>> begin Material
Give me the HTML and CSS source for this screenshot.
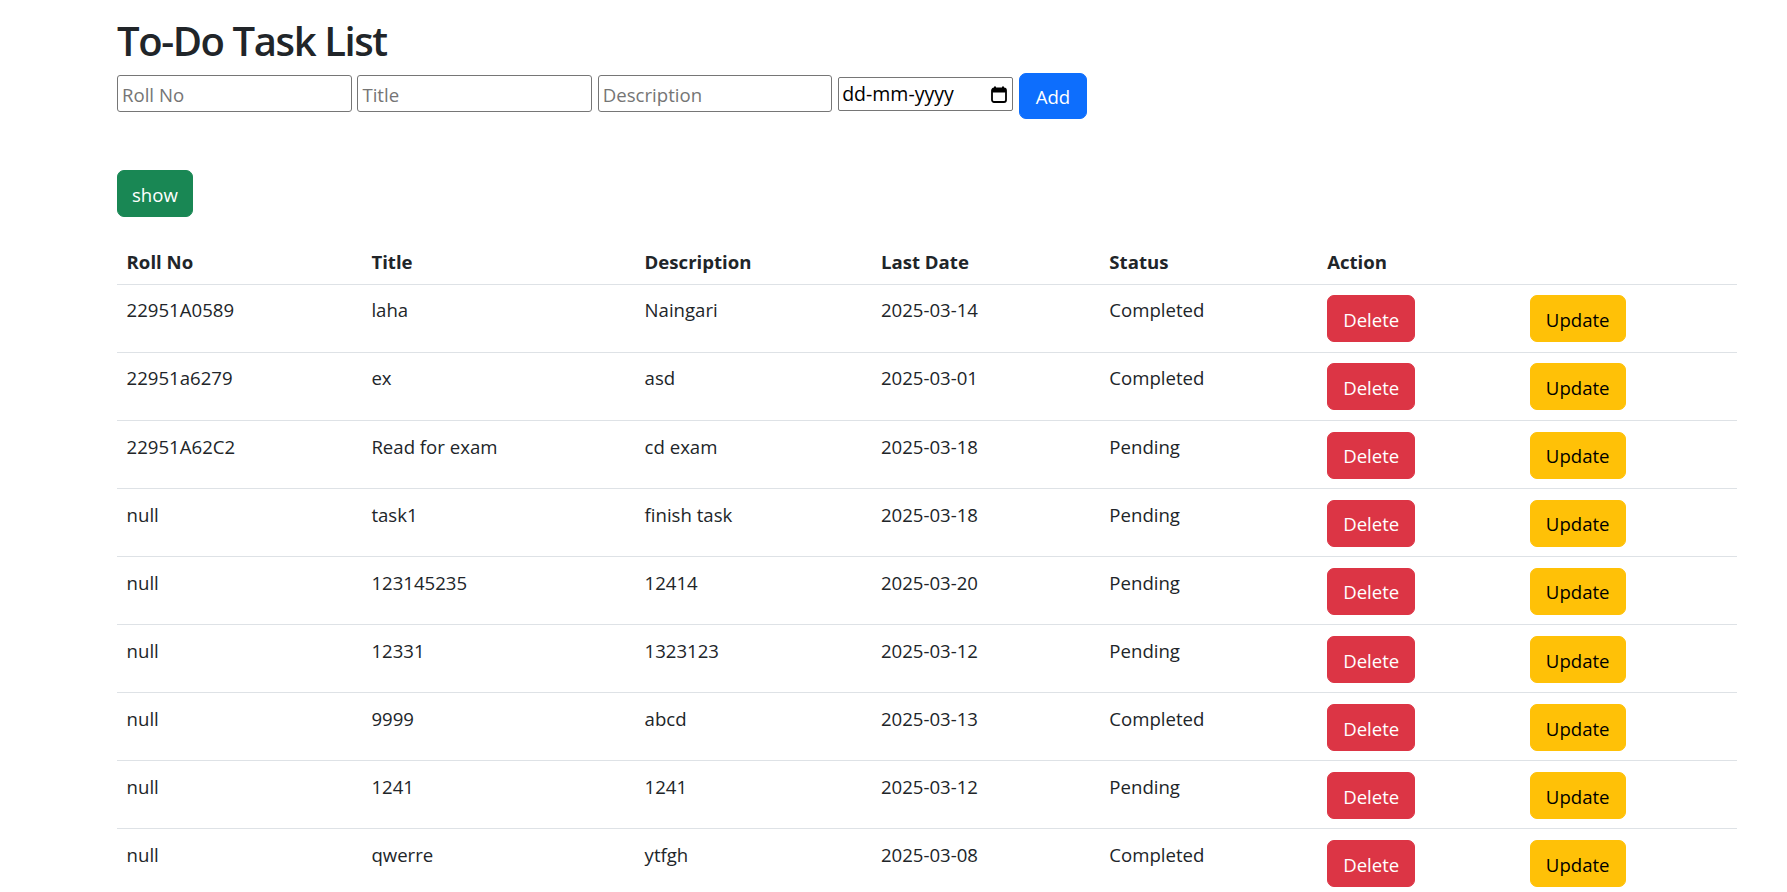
FILE: index.html
```html
<!DOCTYPE html>
<html lang="en">
<head>
<meta charset="utf-8">
<title>To-Do Task List</title>
<link rel="stylesheet" href="styles.css">
</head>
<body>
<div class="page">
  <h1 class="title">To-Do Task List</h1>
  <div class="form-row">
    <input class="field" type="text" placeholder="Roll No">
    <input class="field" type="text" placeholder="Title">
    <input class="field" type="text" placeholder="Description">
    <div class="date-field">
      <span class="date-text">dd-mm-yyyy</span>
      <svg class="cal-icon" width="16" height="17" viewBox="0 0 16 17" aria-hidden="true">
        <rect x="1" y="2.5" width="14" height="13.5" rx="2" fill="none" stroke="#000" stroke-width="1.8"/>
        <rect x="1" y="2.5" width="14" height="4" rx="1" fill="#000"/>
        <rect x="3" y="0.5" width="2" height="3" fill="#000"/>
        <rect x="11" y="0.5" width="2" height="3" fill="#000"/>
      </svg>
    </div>
    <button class="btn btn-primary btn-add">Add</button>
  </div>
  <button class="btn btn-success btn-show">show</button>
  <table class="tasks">
    <colgroup>
      <col class="c1"><col class="c2"><col class="c3"><col class="c4"><col class="c5"><col class="c6"><col class="c7">
    </colgroup>
    <thead>
      <tr><th>Roll No</th><th>Title</th><th>Description</th><th>Last Date</th><th>Status</th><th>Action</th><th></th></tr>
    </thead>
    <tbody>
      <tr><td>22951A0589</td><td>laha</td><td>Naingari</td><td>2025-03-14</td><td>Completed</td><td><button class="btn btn-danger">Delete</button></td><td><button class="btn btn-warning">Update</button></td></tr>
      <tr><td>22951a6279</td><td>ex</td><td>asd</td><td>2025-03-01</td><td>Completed</td><td><button class="btn btn-danger">Delete</button></td><td><button class="btn btn-warning">Update</button></td></tr>
      <tr><td>22951A62C2</td><td>Read for exam</td><td>cd exam</td><td>2025-03-18</td><td>Pending</td><td><button class="btn btn-danger">Delete</button></td><td><button class="btn btn-warning">Update</button></td></tr>
      <tr><td>null</td><td>task1</td><td>finish task</td><td>2025-03-18</td><td>Pending</td><td><button class="btn btn-danger">Delete</button></td><td><button class="btn btn-warning">Update</button></td></tr>
      <tr><td>null</td><td>123145235</td><td>12414</td><td>2025-03-20</td><td>Pending</td><td><button class="btn btn-danger">Delete</button></td><td><button class="btn btn-warning">Update</button></td></tr>
      <tr><td>null</td><td>12331</td><td>1323123</td><td>2025-03-12</td><td>Pending</td><td><button class="btn btn-danger">Delete</button></td><td><button class="btn btn-warning">Update</button></td></tr>
      <tr><td>null</td><td>9999</td><td>abcd</td><td>2025-03-13</td><td>Completed</td><td><button class="btn btn-danger">Delete</button></td><td><button class="btn btn-warning">Update</button></td></tr>
      <tr><td>null</td><td>1241</td><td>1241</td><td>2025-03-12</td><td>Pending</td><td><button class="btn btn-danger">Delete</button></td><td><button class="btn btn-warning">Update</button></td></tr>
      <tr><td>null</td><td>qwerre</td><td>ytfgh</td><td>2025-03-08</td><td>Completed</td><td><button class="btn btn-danger">Delete</button></td><td><button class="btn btn-warning">Update</button></td></tr>
    </tbody>
  </table>
</div>
</body>
</html>
```
FILE: styles.css
```css
html {
  overflow: hidden;
}

body {
  margin: 0;
  background: #fff;
  color: #212529;
  font-family: "Open Sans", "Noto Sans", sans-serif;
  font-size: 18.6px;
  line-height: 28.8px;
}

.page {
  padding: 12px 0 0 117px;
}

.title {
  margin: 0 0 2.7px;
  font-size: 40px;
  line-height: 58px;
  font-weight: 600;
  letter-spacing: -1.4px;
  color: #212529;
}

.form-row {
  display: flex;
  align-items: flex-start;
  gap: 5.8px;
}

.field {
  box-sizing: border-box;
  width: 234.6px;
  height: 36.4px;
  margin: 2.6px 0 0;
  padding: 2px 4px 0;
  border: 1px solid #767676;
  border-radius: 3px;
  font-family: "Open Sans", "Noto Sans", sans-serif;
  font-size: 18.6px;
  color: #212529;
  background: #fff;
  outline: none;
}

.field::placeholder {
  color: #757575;
}

.date-field {
  box-sizing: border-box;
  display: flex;
  align-items: center;
  width: 174.7px;
  height: 33.4px;
  margin-top: 4.6px;
  padding: 1px 5px 0 3px;
  border: 1px solid #767676;
  border-radius: 2px;
  background: #fff;
}

.date-text {
  font-size: 19.5px;
  line-height: 30px;
  color: #000;
}

.cal-icon {
  display: block;
  margin-left: auto;
}

.btn {
  box-sizing: border-box;
  display: inline-block;
  vertical-align: top;
  height: 47px;
  padding: 2.5px 15px 0;
  border: 1px solid transparent;
  border-radius: 7px;
  font-family: "Open Sans", "Noto Sans", sans-serif;
  font-size: 18.6px;
  line-height: 42px;
  font-weight: 400;
  cursor: pointer;
}

.btn-primary {
  background: #0d6efd;
  border-color: #0d6efd;
  color: #fff;
}

.btn-add {
  height: 46.7px;
  padding: 2.5px 16px 0;
}

.btn-success {
  background: #198754;
  border-color: #198754;
  color: #fff;
}

.btn-show {
  display: block;
  height: 46.7px;
  margin-top: 50.6px;
  padding: 2.5px 14px 0;
}

.btn-danger {
  background: #dc3545;
  border-color: #dc3545;
  color: #fff;
}

.btn-warning {
  background: #ffc107;
  border-color: #ffc107;
  color: #000;
}

.tasks {
  width: 1620px;
  margin-top: 19.1px;
  border-collapse: collapse;
  table-layout: fixed;
}

.c1 { width: 244.8px; }
.c2 { width: 273.2px; }
.c3 { width: 236.4px; }
.c4 { width: 228.4px; }
.c5 { width: 217.8px; }
.c6 { width: 202.7px; }
.c7 { width: 216.7px; }

.tasks th,
.tasks td {
  text-align: left;
  vertical-align: top;
  border-bottom: 1px solid #dee2e6;
}

.tasks th {
  padding: 12.6px 9.6px 6.6px;
  font-weight: 700;
}

.tasks td {
  padding: 10.6px 9.6px 9.5px;
  font-weight: 400;
}

.tasks td:nth-child(-n+5) {
  padding-top: 11.6px;
  padding-bottom: 8.5px;
}
```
>> end Material
(Stated task) Return the listing above unchanged, apart from dropping its pictures.

(Exercise output)
Give me the HTML and CSS source for this screenshot.
FILE: index.html
```html
<!DOCTYPE html>
<html lang="en">
<head>
<meta charset="utf-8">
<title>To-Do Task List</title>
<link rel="stylesheet" href="styles.css">
</head>
<body>
<div class="page">
  <h1 class="title">To-Do Task List</h1>
  <div class="form-row">
    <input class="field" type="text" placeholder="Roll No">
    <input class="field" type="text" placeholder="Title">
    <input class="field" type="text" placeholder="Description">
    <div class="date-field">
      <span class="date-text">dd-mm-yyyy</span>
      <svg class="cal-icon" width="16" height="17" viewBox="0 0 16 17" aria-hidden="true">
        <rect x="1" y="2.5" width="14" height="13.5" rx="2" fill="none" stroke="#000" stroke-width="1.8"/>
        <rect x="1" y="2.5" width="14" height="4" rx="1" fill="#000"/>
        <rect x="3" y="0.5" width="2" height="3" fill="#000"/>
        <rect x="11" y="0.5" width="2" height="3" fill="#000"/>
      </svg>
    </div>
    <button class="btn btn-primary btn-add">Add</button>
  </div>
  <button class="btn btn-success btn-show">show</button>
  <table class="tasks">
    <colgroup>
      <col class="c1"><col class="c2"><col class="c3"><col class="c4"><col class="c5"><col class="c6"><col class="c7">
    </colgroup>
    <thead>
      <tr><th>Roll No</th><th>Title</th><th>Description</th><th>Last Date</th><th>Status</th><th>Action</th><th></th></tr>
    </thead>
    <tbody>
      <tr><td>22951A0589</td><td>laha</td><td>Naingari</td><td>2025-03-14</td><td>Completed</td><td><button class="btn btn-danger">Delete</button></td><td><button class="btn btn-warning">Update</button></td></tr>
      <tr><td>22951a6279</td><td>ex</td><td>asd</td><td>2025-03-01</td><td>Completed</td><td><button class="btn btn-danger">Delete</button></td><td><button class="btn btn-warning">Update</button></td></tr>
      <tr><td>22951A62C2</td><td>Read for exam</td><td>cd exam</td><td>2025-03-18</td><td>Pending</td><td><button class="btn btn-danger">Delete</button></td><td><button class="btn btn-warning">Update</button></td></tr>
      <tr><td>null</td><td>task1</td><td>finish task</td><td>2025-03-18</td><td>Pending</td><td><button class="btn btn-danger">Delete</button></td><td><button class="btn btn-warning">Update</button></td></tr>
      <tr><td>null</td><td>123145235</td><td>12414</td><td>2025-03-20</td><td>Pending</td><td><button class="btn btn-danger">Delete</button></td><td><button class="btn btn-warning">Update</button></td></tr>
      <tr><td>null</td><td>12331</td><td>1323123</td><td>2025-03-12</td><td>Pending</td><td><button class="btn btn-danger">Delete</button></td><td><button class="btn btn-warning">Update</button></td></tr>
      <tr><td>null</td><td>9999</td><td>abcd</td><td>2025-03-13</td><td>Completed</td><td><button class="btn btn-danger">Delete</button></td><td><button class="btn btn-warning">Update</button></td></tr>
      <tr><td>null</td><td>1241</td><td>1241</td><td>2025-03-12</td><td>Pending</td><td><button class="btn btn-danger">Delete</button></td><td><button class="btn btn-warning">Update</button></td></tr>
      <tr><td>null</td><td>qwerre</td><td>ytfgh</td><td>2025-03-08</td><td>Completed</td><td><button class="btn btn-danger">Delete</button></td><td><button class="btn btn-warning">Update</button></td></tr>
    </tbody>
  </table>
</div>
</body>
</html>
```
FILE: styles.css
```css
html {
  overflow: hidden;
}

body {
  margin: 0;
  background: #fff;
  color: #212529;
  font-family: "Open Sans", "Noto Sans", sans-serif;
  font-size: 18.6px;
  line-height: 28.8px;
}

.page {
  padding: 12px 0 0 117px;
}

.title {
  margin: 0 0 2.7px;
  font-size: 40px;
  line-height: 58px;
  font-weight: 600;
  letter-spacing: -1.4px;
  color: #212529;
}

.form-row {
  display: flex;
  align-items: flex-start;
  gap: 5.8px;
}

.field {
  box-sizing: border-box;
  width: 234.6px;
  height: 36.4px;
  margin: 2.6px 0 0;
  padding: 2px 4px 0;
  border: 1px solid #767676;
  border-radius: 3px;
  font-family: "Open Sans", "Noto Sans", sans-serif;
  font-size: 18.6px;
  color: #212529;
  background: #fff;
  outline: none;
}

.field::placeholder {
  color: #757575;
}

.date-field {
  box-sizing: border-box;
  display: flex;
  align-items: center;
  width: 174.7px;
  height: 33.4px;
  margin-top: 4.6px;
  padding: 1px 5px 0 3px;
  border: 1px solid #767676;
  border-radius: 2px;
  background: #fff;
}

.date-text {
  font-size: 19.5px;
  line-height: 30px;
  color: #000;
}

.cal-icon {
  display: block;
  margin-left: auto;
}

.btn {
  box-sizing: border-box;
  display: inline-block;
  vertical-align: top;
  height: 47px;
  padding: 2.5px 15px 0;
  border: 1px solid transparent;
  border-radius: 7px;
  font-family: "Open Sans", "Noto Sans", sans-serif;
  font-size: 18.6px;
  line-height: 42px;
  font-weight: 400;
  cursor: pointer;
}

.btn-primary {
  background: #0d6efd;
  border-color: #0d6efd;
  color: #fff;
}

.btn-add {
  height: 46.7px;
  padding: 2.5px 16px 0;
}

.btn-success {
  background: #198754;
  border-color: #198754;
  color: #fff;
}

.btn-show {
  display: block;
  height: 46.7px;
  margin-top: 50.6px;
  padding: 2.5px 14px 0;
}

.btn-danger {
  background: #dc3545;
  border-color: #dc3545;
  color: #fff;
}

.btn-warning {
  background: #ffc107;
  border-color: #ffc107;
  color: #000;
}

.tasks {
  width: 1620px;
  margin-top: 19.1px;
  border-collapse: collapse;
  table-layout: fixed;
}

.c1 { width: 244.8px; }
.c2 { width: 273.2px; }
.c3 { width: 236.4px; }
.c4 { width: 228.4px; }
.c5 { width: 217.8px; }
.c6 { width: 202.7px; }
.c7 { width: 216.7px; }

.tasks th,
.tasks td {
  text-align: left;
  vertical-align: top;
  border-bottom: 1px solid #dee2e6;
}

.tasks th {
  padding: 12.6px 9.6px 6.6px;
  font-weight: 700;
}

.tasks td {
  padding: 10.6px 9.6px 9.5px;
  font-weight: 400;
}

.tasks td:nth-child(-n+5) {
  padding-top: 11.6px;
  padding-bottom: 8.5px;
}
```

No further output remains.